The concert received
rave reviews in the French press and was widely regarded as the highlight
of a star-studded festival bill.
"A standing ovation for at least five minutes from 3000 spectators.
Rarely in 30 years has a festival show evoked such enthusiasm..."
"The Pilgrim fascinated
3700 people and pinned them to their seats. They in turn demanded two
encores and gave the musicians a standing ovation. Shaun Davey can be
proud of the updating of his work, it is simply superb..."
The Full reviews can be found
on the Pilgrim page.
The Blanchardstown Centre -
Dublin
March
21st saw a special millennium performance of the newly-revised PILGRIM,
narrated by Oscar-winning actor Ben Kingsley, at the Blanchardstown Centre
(in the process winning for the shopping mall the prestigious 'Purple
Apple Marketing Award' from the British Council of Shopping Centres (BCSC)
for their initiative, imagination and inspiration in community participation
and Shopping Centre marketing). In addition to Ben Kingsley the performance
featured, Liam
O'Flynn (uilleann pipes), Rita Connolly
(vocals), Liam O'Maonlai (vocals), Helen Davies (harp), Carlos Nunez (gaita),
The RTE Concert Orchestra conducted by Prionsios O'Duinn, The St. Lawrence
O'Toole pipeband led by Terry Tully, a 200 strong choir drawn from local
schools and choral societies. For the first time a performance of The
Pilgrim included what has now become known as 'The Pilgrim Band' with
such well known session musicians as, Noel Eccles(percussion), Eoghan
O'Neill (bass), Rod McVey (keyboards) and Arty
McGlynn (guitar).
Journey to the outskirts
The Pilgrim | Blanchardstown Shopping Centre, Dublin
By Colin Harper - London Independent - 29 March 2000
"It is rare for major cultural events to take place
in suburban shopping centres, but the retailers of this leafy outpost
of Dublin, with various benefactors, have resoundingly bucked the trend.
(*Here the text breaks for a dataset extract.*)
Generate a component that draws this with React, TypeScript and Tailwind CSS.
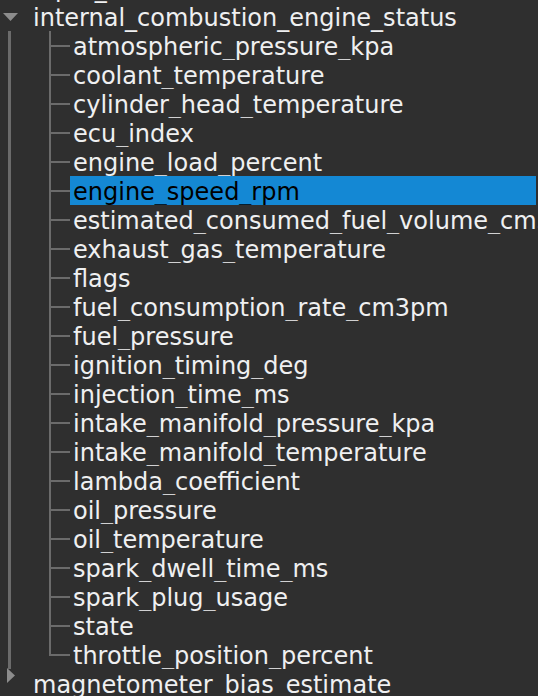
import React from "react";

const children = [
  "atmospheric_pressure_kpa",
  "coolant_temperature",
  "cylinder_head_temperature",
  "ecu_index",
  "engine_load_percent",
  "engine_speed_rpm",
  "estimated_consumed_fuel_volume_cm3",
  "exhaust_gas_temperature",
  "flags",
  "fuel_consumption_rate_cm3pm",
  "fuel_pressure",
  "ignition_timing_deg",
  "injection_time_ms",
  "intake_manifold_pressure_kpa",
  "intake_manifold_temperature",
  "lambda_coefficient",
  "oil_pressure",
  "oil_temperature",
  "spark_dwell_time_ms",
  "spark_plug_usage",
  "state",
  "throttle_position_percent",
];

const font = { fontFamily: '"DejaVu Sans", sans-serif' };

export default function App() {
  return (
    <div
      className="w-[538px] h-[696px] overflow-hidden bg-[#2f2f2f] text-[#eff0f1] text-[24px]"
      style={font}
    >
      <div className="-mt-[27px] flex flex-col">
        {/* previous sibling, cut off */}
        <div className="flex h-[29px]">
          <div className="w-[33px] shrink-0" />
          <div className="whitespace-nowrap leading-[33px]">input_status</div>
        </div>
        {/* expanded parent */}
        <div className="flex h-[29px]">
          <div className="w-[33px] shrink-0 flex items-center justify-start pl-[3px]">
            <svg width="15" height="8" viewBox="0 0 15 8">
              <polygon points="0,0 15,0 7.5,8" fill="#8c8c8c" />
            </svg>
          </div>
          <div className="whitespace-nowrap leading-[33px]">internal_combustion_engine_status</div>
        </div>
        {children.map((c, i) => {
          const last = i === children.length - 1;
          const selected = c === "engine_speed_rpm";
          return (
            <div key={c} className="flex h-[29px]">
              <div className="w-[40px] shrink-0 relative">
                <div className="absolute left-[8px] top-0 bottom-0 w-[3px] bg-[#6b6b6b]" />
              </div>
              <div className="w-[30px] shrink-0 relative">
                <div
                  className={`absolute left-[9px] top-0 w-[2px] bg-[#6b6b6b] ${
                    last ? "h-[16px]" : "bottom-0"
                  }`}
                />
                <div className="absolute left-[9px] right-0 top-[14px] h-[2px] bg-[#6b6b6b]" />
              </div>
              <div
                className={`flex-1 min-w-0 whitespace-nowrap overflow-hidden pl-[3px] leading-[33px] ${
                  selected ? "bg-[#1488d4] text-black mr-[2px]" : ""
                }`}
              >
                {c}
              </div>
            </div>
          );
        })}
        {/* collapsed sibling */}
        <div className="flex h-[29px]">
          <div className="w-[33px] shrink-0 relative">
            <svg
              className="absolute left-[7px] -top-[1px]"
              width="8"
              height="15"
              viewBox="0 0 8 15"
            >
              <polygon points="0,0 8,7.5 0,15" fill="#8c8c8c" />
            </svg>
          </div>
          <div className="whitespace-nowrap leading-[33px]">magnetometer_bias_estimate</div>
        </div>
      </div>
    </div>
  );
}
Shaun Davey's magnum opus The Pilgrim, premièred in 1983 as a Celtic suite
for choir, orchestra, pipe band, rhythm section and various exotic soloists,
has rarely been staged - with 250-plus people on the stage and with highly
specialised solo instrumentation, the costs and logistics are daunting.
Originally conceived as a sequel to Davey's ground-breaking
suite for uilleann pipes and orchestra, The Brendan Voyage, The Pilgrim
multiplied its predecessor's concept of a single journey into a sprawling
evocation of medieval religious pilgrimage through Europe, inspired by
various ancient sources and personalities. With this idea as his vehicle,
Davey incorporated the languages and musical traditions of Europe's seven
Celtic nations into a piece that expanded the parameters of the orchestral
form. Davey took the opportunity of a Glasgow performance in 1990 to rewrite
the piece, honing a rough patchwork into a richly impressionistic tapestry
of music and narration. Recorded for CD, that was its last public outing
till now, bar one "unofficial" American performance, and, once again,
Davey has used the opportunity for another overhaul.
The result was a joy. Featuring 10 new sections - four
narrative, six musical - the work has now doubled in length to 110 minutes.
Yet far from flagging in obesity, the whole has become tighter as a result.
Much of its success came from the focus provided by a sharper, richer
thread of spoken-word passages, narrated commandingly by Ben Kingsley.
His breathtaking evocation of Davey's text, now drawn largely from the
writings of St Colmcille, ached with the hopes and fears of journeying
into the unknown, and mirrored Davey's work as a whole in breathing life
into the very footnotes of recorded history.
Liam O'Maonlai of the Hothouse Flowers was a perfect
choice for the windswept Irish-language vocal passages, with "Nessun Dorma"
moments aplenty in the cart-wheeling melodies, while the Galician piper
Carlos Nunez - reputedly the Jimi Hendrix of his instrument - brought
everything into fifth gear towards a soaring finale.
One new movement, pitting a frenetic, cyclical motif
from the highland pipes against an ominously ascending pattern from the
string section, recalled the more ambitious moments of the Seventies fusioneers
the Mahavishnu Orchestra. Davey's work certainly divides opinion, just
as jazz-rock, or any fusion, has before - one man's brave voyager is another's
crass populist - but he has created his own genre which has, itself, begotten
the bastard offspring of Riverdance and its many derivatives. The maestro
may not have reaped those rewards, but his work maintains a unique depth
and dignity that others can only crave."